When the Sun Don't Shine!
On Tue, 24 May 2005 21:45:53 GMT, "Coby Beck"
"Torsten Brinch" wrote in message
On Tue, 24 May 2005 19:03:34 GMT, "Coby Beck"
Two problems for me with using summer and winter to make the general point
about short term chaotic behaviour and long term patterns. First, it is
not really an analogy about climate and weather, it is the very issue at
hand. Analogies work by putting an aspect of the unfamiliar into a familiar
context. Second, the cycle of summer-winter can be thought of as a steady
state, cettainly it is not a pattern that will be affected by global warming
(at least not in a broad sense). I think it does not successfully isolate
the easiest way to debunk the classic "you don't know if it will rain
tomorrow, how can you tell it will be warmer in 100 yrs".
Climate is per definition average weather, so there are two operators
in that classic, one, how can you predict average weather, when you
cannot predict isolated instances of weather, and two, how can you
predict the average result of some forcing which influences the
weather, when you cannot predict what will result from that forcing
on any particular day. I'd say the cyclical annual change in
insolation over the seasons should demonstrate quite well, that one
can indeed predict the former rather more reliably than the latter.

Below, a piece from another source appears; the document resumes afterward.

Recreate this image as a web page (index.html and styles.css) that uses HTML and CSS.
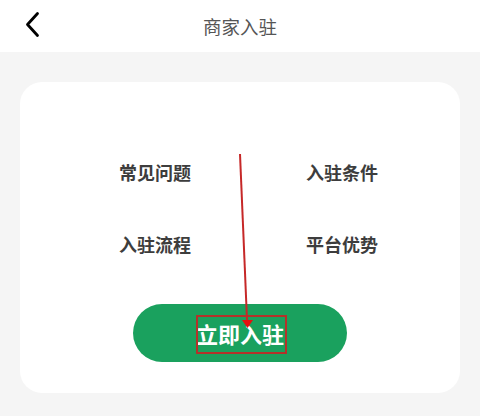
FILE: index.html
```html
<!DOCTYPE html>
<html lang="zh">
<head>
<meta charset="utf-8">
<title>商家入驻</title>
<link rel="stylesheet" href="styles.css">
</head>
<body>
<div class="page">
  <header class="topbar">
    <svg class="back" width="16" height="28" viewBox="0 0 16 28">
      <path d="M12.5 2.5 L2.5 13.5 L12.5 24.5" fill="none" stroke="#000" stroke-width="2.8" stroke-linecap="round" stroke-linejoin="round"/>
    </svg>
    <h1 class="title">商家入驻</h1>
  </header>
  <main class="card">
    <div class="links">
      <div class="link">常见问题</div>
      <div class="link">入驻条件</div>
      <div class="link">入驻流程</div>
      <div class="link">平台优势</div>
    </div>
    <div class="btn-wrap">
      <button class="join">立即入驻</button>
    </div>
  </main>
  <div class="mark-box"></div>
  <svg class="arrow" width="480" height="416" viewBox="0 0 480 416">
    <line x1="240" y1="154" x2="247" y2="320" stroke="#c62828" stroke-width="2"/>
    <polygon points="242,320 253,320 247.5,328" fill="#e41010"/>
  </svg>
</div>
</body>
</html>
```
FILE: styles.css
```css
html, body {
  margin: 0;
  padding: 0;
}
body {
  background: #f5f5f5;
  font-family: "Noto Sans CJK SC", "Noto Sans", sans-serif;
  width: 480px;
  height: 416px;
  overflow: hidden;
}
.page {
  position: relative;
  width: 480px;
  height: 416px;
}
.topbar {
  height: 52px;
  background: #fff;
  position: relative;
  display: flex;
  align-items: center;
  justify-content: center;
}
.back {
  position: absolute;
  left: 25px;
  top: 11px;
}
.title {
  margin: 0;
  font-size: 18.5px;
  font-weight: 400;
  color: #555;
  line-height: 24px;
}
.card {
  margin: 30px 20px 0;
  height: 311px;
  background: #fff;
  border-radius: 22px;
  box-sizing: border-box;
  padding-top: 78px;
}
.links {
  display: grid;
  grid-template-columns: 187px 1fr;
  row-gap: 48px;
  padding-left: 99px;
}
.link {
  font-size: 18px;
  font-weight: 700;
  line-height: 24px;
  color: #3d3d3d;
}
.btn-wrap {
  display: flex;
  justify-content: center;
  margin-top: 48px;
}
.join {
  width: 214px;
  height: 58px;
  border: none;
  border-radius: 29px;
  background: #1aa15e;
  color: #fff;
  font-family: inherit;
  font-size: 22px;
  font-weight: 700;
  padding: 0;
  line-height: 58px;
}
.mark-box {
  position: absolute;
  left: 196px;
  top: 315px;
  width: 87px;
  height: 35px;
  border: 2px solid #b3322a;
}
.arrow {
  position: absolute;
  left: 0;
  top: 0;
  pointer-events: none;
}
```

Yes, this all make perfect sense. I guess the deeper philisophical question
here is how to provide a serious and thoughtful rebuttal to a shallow and
ridiculous claim.
I think a shallow and ridiculous claim cannot be dealt with the same
way in circumstances where 'reason is king' is acknowledged, as it can
in circumstances where that is not the case. In the former case
rebuttal would likely center on the claim itself, the assumptions that
underlies it, and its implications.
In the latter case the strategy would likely have to be completely
different, the weight being put on discreditation of the claim by any
effective means, with no options taken off the table, rather than
through strictly rational rebuttal. A thoroughly scientifically minded
person would not be very good at this.